Derek J. Cole M.A.(Law), LL.B. (Jesus College, Cambridge)
9 Anglesea Terrace
St Leonards on Sea
TN38 0QS
14th March 2003

Nicholas Relph Esq, Chief Executive,
Thames Valley H.A.
5510 John Smith Drive,
Cowley, OXFORD OX4 2LH

Dear Mr Relph,

As the advocate for various complainants in the TVHA area, I re-iterate the submissions they are making to certain PCTs across the area.

QUOTE This is an official request under the complaints procedure in connection with my existing complaint. I hereby further complain that the criteria associated with the scheme for assessing 'Free Continuing Care' in TVHA Board paper 15/03 are flagrantly and catastrophically unlawful and in open defiance of the Court of Appeal in the Coughlan Case. Further, they have NOT been accepted, and will not be accepted, by my elected representatives controlling Social Services, although that is required by NHS Regulations. It follows that I do not accept the procedures laid down in 15/03 and insist on going to the standard stage two of the complaints procedure, 'Independent Review', as laid down in NHS Regulations, and 'adapted' as required by the Court of Appeal in R (Cowl) v Plymouth City Council 14th Dec, 2001. Unless this process is under way by Easter, I shall complain to the Ombudsman.

UNQUOTE.

I have never in all my days seen any document so spectacularly disgraceful as your Board Document 03/15 and the criteria it implements. They are flagrantly and catastrophically unlawful. The only lawful criteria are those set out by the Court of Appeal, - 'needs are primarily Health Needs' and/or 'disabilities'.

The only slight mitigation you have is the Ministry circulars we discussed in our previous correspondence. The assertion that the original circular of 1995 is 'lawful', an assertion which no honest person could conceivably make, is a deliberately falsehood by the Secretary of State, Alan Milburn, made with the cynical intention corruptly to defraud in defiance of the law the most infirm and vulnerable members of society of almost all their assets.

If any of my complainants are denied justice by the implementation of 03/15, we shall sue members of your board personally as individuals for exemplary and punitive damages for misfeasance in public office. If any Doctor on any review panel bases his decision on any criteria so palpably unlawful, we shall complain to the General Medical Council.

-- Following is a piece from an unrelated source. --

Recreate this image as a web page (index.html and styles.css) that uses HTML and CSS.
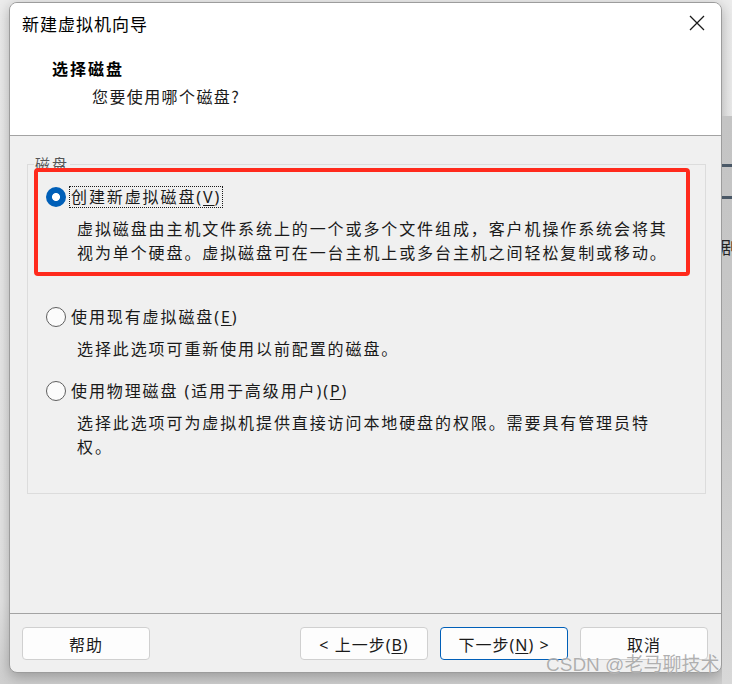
FILE: index.html
```html
<!DOCTYPE html>
<html lang="zh-CN">
<head>
<meta charset="utf-8">
<title>新建虚拟机向导</title>
<link rel="stylesheet" href="styles.css">
</head>
<body>
<div class="desktop">
  <div class="behind">
    <div class="behind-bar bar1"></div>
    <div class="behind-bar bar2"></div>
    <div class="behind-text">剧</div>
  </div>
  <div class="dialog">
    <div class="header">
      <div class="titlebar">
        <span class="title">新建虚拟机向导</span>
        <svg class="close" width="16" height="16" viewBox="0 0 16 16"><path d="M1 1 L15 15 M15 1 L1 15" stroke="#1a1a1a" stroke-width="1.3" fill="none"/></svg>
      </div>
      <div class="heading">选择磁盘</div>
      <div class="subheading">您要使用哪个磁盘?</div>
    </div>
    <div class="body">
      <div class="group">
        <span class="legend">磁盘</span>
        <div class="option opt1">
          <span class="radio checked"></span>
          <span class="label focus">创建新虚拟磁盘(<u>V</u>)</span>
        </div>
        <div class="desc">虚拟磁盘由主机文件系统上的一个或多个文件组成，客户机操作系统会将其<br>视为单个硬盘。虚拟磁盘可在一台主机上或多台主机之间轻松复制或移动。</div>
        <div class="option opt2">
          <span class="radio"></span>
          <span class="label">使用现有虚拟磁盘(<u>E</u>)</span>
        </div>
        <div class="desc">选择此选项可重新使用以前配置的磁盘。</div>
        <div class="option opt3">
          <span class="radio"></span>
          <span class="label">使用物理磁盘 (适用于高级用户)(<u>P</u>)</span>
        </div>
        <div class="desc">选择此选项可为虚拟机提供直接访问本地硬盘的权限。需要具有管理员特<br>权。</div>
        <div class="highlight"></div>
      </div>
    </div>
    <div class="footer">
      <button class="btn">帮助</button>
      <div class="spacer"></div>
      <button class="btn">&lt; 上一步(<u>B</u>)</button>
      <button class="btn primary">下一步(<u>N</u>) &gt;</button>
      <button class="btn">取消</button>
    </div>
  </div>
  <div class="watermark">CSDN @老马聊技术</div>
</div>
</body>
</html>
```
FILE: styles.css
```css
* { box-sizing: border-box; }
html, body { margin: 0; padding: 0; }
body {
  width: 732px;
  height: 684px;
  overflow: hidden;
  background: #e4e4e4;
  font-family: "Noto Sans", "Noto Sans CJK SC", sans-serif;
  color: #1a1a1a;
}
.desktop {
  position: relative;
  width: 732px;
  height: 684px;
  padding: 2px 0 0 9px;
  background: linear-gradient(to bottom, #ececec 0, #e4e4e4 600px, #cfcfcf 684px);
}
.behind {
  position: absolute;
  left: 722px;
  top: 116px;
  width: 10px;
  height: 568px;
  background: linear-gradient(to bottom, #c4c4c4 0, #c8c8c8 300px, #d8d8d8 568px);
  overflow: hidden;
}
.behind-bar {
  position: absolute;
  left: 0;
  width: 10px;
  height: 3px;
  background: #4a5866;
}
.bar1 { top: 48px; }
.bar2 { top: 80px; }
.behind-text {
  position: absolute;
  left: -2px;
  top: 118px;
  font-family: "Noto Sans CJK SC", sans-serif;
  font-size: 17px;
  color: #222;
}
.dialog {
  width: 713px;
  height: 671px;
  border: 1px solid #9c9c9c;
  border-radius: 8px;
  background: #f0f0f0;
  overflow: hidden;
  display: flex;
  flex-direction: column;
  box-shadow: 0 4px 14px rgba(0, 0, 0, 0.28);
}
.header {
  height: 133px;
  background: #ffffff;
  border-bottom: 1px solid #a3a3a3;
  flex: none;
}
.titlebar {
  height: 40px;
  display: flex;
  align-items: center;
  justify-content: space-between;
  padding: 0 16px 0 12px;
}
.title {
  font-family: "Noto Sans CJK SC", sans-serif;
  font-size: 17px;
  letter-spacing: 1px;
  color: #000;
}
.close { display: block; }
.heading {
  margin: 14px 0 0 42px;
  font-family: "Noto Sans CJK SC", sans-serif;
  font-weight: bold;
  font-size: 16px;
  letter-spacing: 2px;
  line-height: 22px;
  color: #000;
}
.subheading {
  margin: 6px 0 0 82px;
  font-family: "Noto Sans CJK SC", sans-serif;
  font-size: 16px;
  letter-spacing: 1.4px;
  line-height: 22px;
  color: #1a1a1a;
}
.body {
  flex: 1;
  padding: 28px 0 0 17px;
}
.group {
  position: relative;
  width: 679px;
  height: 330px;
  border: 1px solid #dcdcdc;
  padding: 22px 0 0 18px;
}
.legend {
  position: absolute;
  left: 6px;
  top: -10px;
  padding: 0 1px;
  background: #f0f0f0;
  font-family: "Noto Sans CJK SC", sans-serif;
  font-size: 15px;
  line-height: 18px;
  letter-spacing: 2px;
  color: #555;
}
.option {
  display: flex;
  align-items: center;
  height: 20px;
}
.opt2 { margin-top: 42px; }
.opt3 { margin-top: 20px; }
.radio {
  width: 20px;
  height: 20px;
  border-radius: 50%;
  border: 1px solid #5f5f5f;
  background: #fbfbfb;
  flex: none;
}
.radio.checked {
  border: none;
  background: radial-gradient(circle, #ffffff 0, #ffffff 3.6px, #005fb8 4.4px);
}
.label {
  margin-left: 3px;
  padding: 0 1px 0 1px;
  font-size: 16px;
  letter-spacing: 1.9px;
  line-height: 20px;
  border: 1px solid transparent;
  color: #1a1a1a;
}
.label.focus { border: 1px dotted #1a1a1a; }
.desc {
  margin: 10px 0 0 31px;
  font-size: 16px;
  letter-spacing: 1.9px;
  line-height: 24px;
  color: #1a1a1a;
}
u { text-decoration-thickness: 1px; text-underline-offset: 2px; }
.highlight {
  position: absolute;
  left: 6px;
  top: 3px;
  width: 656px;
  height: 108px;
  border: 4px solid #ff2a1c;
  border-radius: 4px;
  pointer-events: none;
}
.footer {
  height: 59px;
  flex: none;
  border-top: 1px solid #a3a3a3;
  display: flex;
  align-items: flex-start;
  padding: 13px 13px 0 12px;
  gap: 12px;
}
.spacer { flex: 1; }
.btn {
  width: 128px;
  height: 33px;
  background: #fdfdfd;
  border: 1px solid #d0d0d0;
  border-radius: 4px;
  font-family: "Noto Sans", "Noto Sans CJK SC", sans-serif;
  font-size: 16px;
  letter-spacing: 1px;
  color: #1a1a1a;
  padding: 0;
}
.btn.primary { border: 1px solid #005fb8; }
.watermark {
  position: absolute;
  left: 546px;
  top: 652px;
  font-family: "Liberation Sans", "Noto Sans CJK SC", sans-serif;
  font-size: 19px;
  line-height: 26px;
  color: rgba(150, 150, 150, 0.75);
  text-shadow: 0 0 1px rgba(255,255,255,0.8);
  white-space: nowrap;
}
```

One difference between us is that you say you rely on Bevan Ashford whereas I rely on the Lord Justices of the Court of Appeal. It is a clear sign of weakness that you should put your Solicitors in the firing line like this. Lawyers are used to getting things wrong. Obviously, in the vast list of decided cases, there are an equal number of winning and losing solicitors and barristers. Even judges have a detailed appeal system in which they over-rule colleagues with great gusto. Lawyers are almost unique among the professions in being often told they are wrong. There is no disgrace in that.

However, as you (and other authorities) choose to put up Bevan Ashford as an 'Aunt Sally', it would seem discourteous not to rise to the challenge and send them flying. I therefore enclose my 'opinion' on the subject and draw your particular attention to the following.

In the study of logic, argument 'from authority' is a recognized fallacy and is seen as an indication of a weak position.

On behalf of my complainants, I shall be pursuing the procedure under the Regulations through to the Ombudsman as quickly as possible.